MicroZed Chronicles: You Really Should Use a MicroBlaze V

Adam Taylor
Nov 12
5 min read

I see a lot of designs across a range of industries and applications. One thing that always stands out is that designs often use complex state machines to implement features such as I²C, SPI, GPIO sequencing, etc.

Often, these FSMs become unwieldy and complex, which adds to bring-up and debugging challenges. Of course, these FSMs also need to be verified in simulation and again on the board once they arrive.

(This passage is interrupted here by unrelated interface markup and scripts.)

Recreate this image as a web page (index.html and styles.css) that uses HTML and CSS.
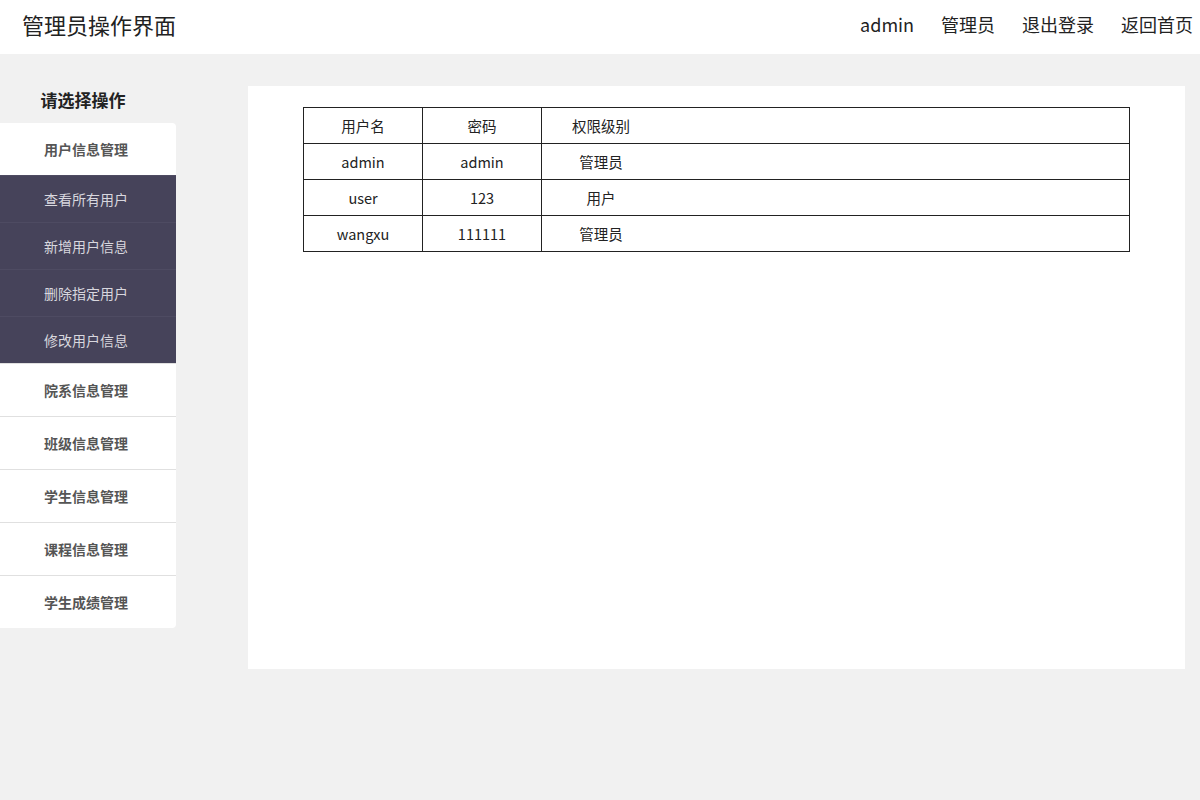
FILE: index.html
```html
<!DOCTYPE html>
<html lang="zh-CN">

<head>
    <meta charset="UTF-8">
    <meta name="viewport" content="width=device-width, initial-scale=1.0">
    <title>管理员操作界面</title>
    <link rel="stylesheet" href="styles.css">
</head>

<body>
    <div class="header">
        <div class="title">管理员操作界面</div>
        <div class="nav">
            <a href="#">admin</a>
            <a href="#">管理员</a>
            <a href="#">退出登录</a>
            <a href="#">返回首页</a>
        </div>
    </div>

    <div class="container">
        <div class="sidebar">
            <h3>请选择操作</h3>
            <ul class="menu">
                <li class="menu-item">用户信息管理
                    <ul class="sub-menu">
                        <li>查看所有用户</li>
                        <li>新增用户信息</li>
                        <li>删除指定用户</li>
                        <li>修改用户信息</li>
                    </ul>
                </li>
                <li class="menu-item">院系信息管理</li>
                <li class="menu-item">班级信息管理</li>
                <li class="menu-item">学生信息管理</li>
                <li class="menu-item">课程信息管理</li>
                <li class="menu-item">学生成绩管理</li>
            </ul>
        </div>

        <div class="content">
            <table class="user-table">
                <tr>
                    <td>用户名</td>
                    <td>密码</td>
                    <td><span class="level">权限级别</span></td>
                </tr>
                <tr>
                    <td>admin</td>
                    <td>admin</td>
                    <td><span class="level">管理员</span></td>
                </tr>
                <tr>
                    <td>user</td>
                    <td>123</td>
                    <td><span class="level">用户</span></td>
                </tr>
                <tr>
                    <td>wangxu</td>
                    <td>111111</td>
                    <td><span class="level">管理员</span></td>
                </tr>
            </table>
        </div>
    </div>
</body>

</html>
```

FILE: styles.css
```css
body {
    margin: 0;
    font-family: "Noto Sans CJK SC", "Noto Sans", sans-serif;
    background-color: #f1f1f1;
    color: #222;
}

.header {
    height: 54px;
    background-color: #fff;
    display: flex;
    align-items: center;
    justify-content: space-between;
    padding: 0 7px 6px 22px;
    box-sizing: border-box;
}

.title {
    font-size: 22px;
}

.nav {
    display: flex;
    gap: 27px;
}

.nav a {
    color: #222;
    text-decoration: none;
    font-size: 18px;
}

.container {
    display: flex;
    align-items: flex-start;
}

.sidebar {
    width: 176px;
}

.sidebar h3 {
    margin: 0;
    height: 69px;
    line-height: 92px;
    font-size: 17px;
    text-align: center;
    padding-right: 10px;
    box-sizing: border-box;
}

.menu {
    list-style: none;
    margin: 0;
    padding: 0;
    background-color: #fff;
    border-radius: 0 4px 4px 0;
    overflow: hidden;
}

.menu-item {
    line-height: 52px;
    text-align: center;
    padding-right: 4px;
    font-size: 14px;
    font-weight: bold;
    color: #555;
    border-top: 1px solid #e0e0e0;
}

.menu-item:first-child {
    border-top: none;
}

.sub-menu {
    list-style: none;
    margin: 0 -4px 0 0;
    padding: 0;
    background-color: #46435a;
}

.sub-menu li {
    line-height: 46px;
    font-size: 14px;
    font-weight: normal;
    color: #d8d7de;
    border-top: 1px solid #4e4b62;
    padding-right: 4px;
}

.content {
    margin: 32px 15px 0 72px;
    flex: 1;
    height: 583px;
    background-color: #fff;
    padding: 21px 55px 0 55px;
    box-sizing: border-box;
}

.user-table {
    width: 827px;
    border-collapse: collapse;
    font-size: 14.5px;
}

.user-table td {
    border: 1px solid #222;
    height: 35px;
    padding: 0;
    text-align: center;
}

.user-table td:nth-child(1),
.user-table td:nth-child(2) {
    width: 118px;
}

.user-table td:nth-child(3) {
    text-align: left;
}

.level {
    display: inline-block;
    width: 118px;
    text-align: center;
}
```
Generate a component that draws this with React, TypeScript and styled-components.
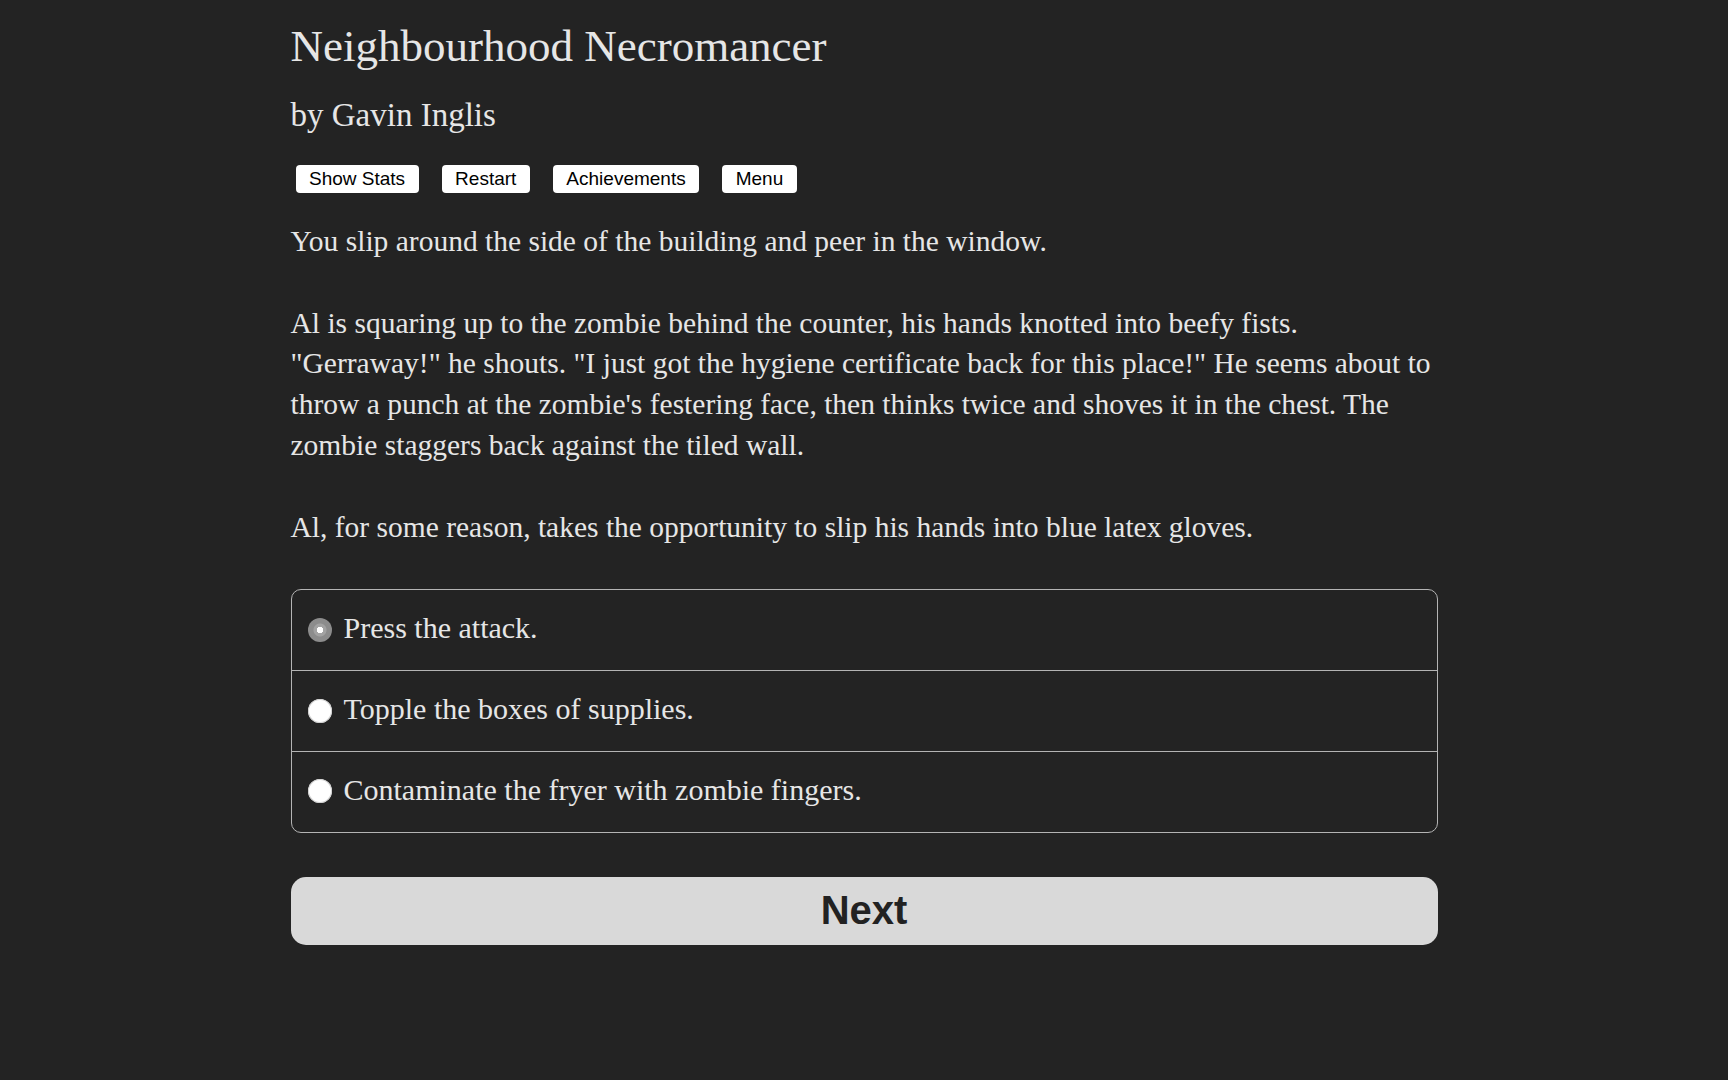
import * as React from 'react'
import styled, { createGlobalStyle } from 'styled-components'

const GlobalStyle = createGlobalStyle`
  html, body {
    margin: 0;
    padding: 0;
    background-color: #232323;
  }
  body {
    font-family: "Liberation Serif", "Times New Roman", serif;
    color: #e6e6e6;
  }
`

const paragraphs = [
  'You slip around the side of the building and peer in the window.',
  'Al is squaring up to the zombie behind the counter, his hands knotted into beefy fists. "Gerraway!" he shouts. "I just got the hygiene certificate back for this place!" He seems about to throw a punch at the zombie\'s festering face, then thinks twice and shoves it in the chest. The zombie staggers back against the tiled wall.',
  'Al, for some reason, takes the opportunity to slip his hands into blue latex gloves.'
]

const choices = [
  'Press the attack.',
  'Topple the boxes of supplies.',
  'Contaminate the fryer with zombie fingers.'
]

const menuButtons = ['Show Stats', 'Restart', 'Achievements', 'Menu']

export default function App() {
  const [picked, setPicked] = React.useState(0)

  return (
    <>
      <GlobalStyle />
      <Page>
        <Title>Neighbourhood Necromancer</Title>
        <Author>by Gavin Inglis</Author>
        <Toolbar>
          {menuButtons.map((label) => (
            <ToolButton key={ label }>{ label }</ToolButton>
          ))}
        </Toolbar>
        <Story>
          {paragraphs.map((text, i) => (
            <Paragraph key={ i }>{ text }</Paragraph>
          ))}
        </Story>
        <ChoiceList>
          {choices.map((text, i) => (
            <ChoiceRow key={ text }>
              <Radio
                type='radio'
                name='choice'
                checked={ picked === i }
                onChange={ () => setPicked(i) }
              />
              <span>{ text }</span>
            </ChoiceRow>
          ))}
        </ChoiceList>
        <NextButton>Next</NextButton>
      </Page>
    </>
  )
}

const Page = styled.main`
  width: 1147px;
  margin: 0 auto;
  padding: 20px 0 120px;
  display: flex;
  flex-direction: column;
`

const Title = styled.h1`
  margin: 0;
  font-size: 45px;
  font-weight: normal;
  line-height: 52px;
`

const Author = styled.h2`
  margin: 23px 0 0;
  font-size: 33px;
  font-weight: normal;
  line-height: 40px;
`

const Toolbar = styled.div`
  display: flex;
  gap: 23px;
  margin: 30px 0 0 5px;
`

const ToolButton = styled.button`
  height: 28px;
  padding: 0 13.5px;
  border: none;
  border-radius: 4px;
  background-color: #ffffff;
  color: #000000;
  font-family: "Liberation Sans", Arial, sans-serif;
  font-size: 19px;
  line-height: 28px;
  cursor: pointer;
`

const Story = styled.div`
  margin-top: 28px;
  font-size: 29.5px;
  line-height: 40.8px;
`

const Paragraph = styled.p`
  margin: 0 0 40.8px;

  &:last-child {
    margin-bottom: 0;
  }
`

const ChoiceList = styled.fieldset`
  margin: 42px 0 0;
  padding: 0;
  border: 1px solid #b4b4b4;
  border-radius: 10px;
  display: flex;
  flex-direction: column;
`

const ChoiceRow = styled.label`
  display: flex;
  align-items: center;
  gap: 12px;
  padding: 18px 16px 21px;
  font-size: 30px;
  line-height: 40.8px;
  cursor: pointer;

  & + & {
    border-top: 1px solid #b4b4b4;
  }
`

const Radio = styled.input`
  appearance: none;
  flex: none;
  width: 24px;
  height: 24px;
  margin: 2px 0 0;
  border-radius: 50%;
  background-color: #ffffff;
  box-shadow: inset 0 0 0 1px #d0d0d0;
  cursor: pointer;

  &:checked {
    background: radial-gradient(circle, #ffffff 0 3px, #a2a2a2 3.5px 6px, #8c8c8c 7px);
    box-shadow: none;
  }
`

const NextButton = styled.button`
  margin-top: 44px;
  height: 68px;
  border: none;
  border-radius: 15px;
  background-color: #d9d9d9;
  color: #222222;
  font-family: "Liberation Sans", Arial, sans-serif;
  font-size: 40px;
  font-weight: bold;
  cursor: pointer;
`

When I am asked to work with these interfaces in an FPGA, I often replace a complex FSM with a MicroBlaze V. This enables me to drop in a small soft-core processor and then create a simple software application to control those interfaces. This approach makes the software flexible, easy to understand, and simple to modify if there are any last-minute changes or issues—which, as we all know, never happens on projects.

You might think that implementing a MicroBlaze V would be resource-intensive; however, MicroBlaze V is incredibly configurable, which enables me to optimise its instantiation footprint.

I thought it would make for an interesting blog to examine the configuration options of the MicroBlaze V and their impact on device footprint.

The MicroBlaze V is, of course, based on the RISC-V RV32 architecture. However, it is highly customisable, not only with interfaces and peripherals but also with optional elements of the instruction set architecture (ISA).

Before I dive into the different ISA optimisations we can make, I am first going to examine the different overall processor architecture configurations we can select. The configuration I am referring to is the number of pipeline stages used for instruction execution.

Area – In this configuration, the processor is implemented as a three-stage pipeline to ensure a minimal logic resource implementation.
Throughput – This option implements a four-stage pipeline, optimised for computational throughput.
Performance – This option implements a five-stage pipeline, optimised for maximum performance.
Frequency – This option implements an eight-stage pipeline, optimised to achieve the highest possible implementation frequency.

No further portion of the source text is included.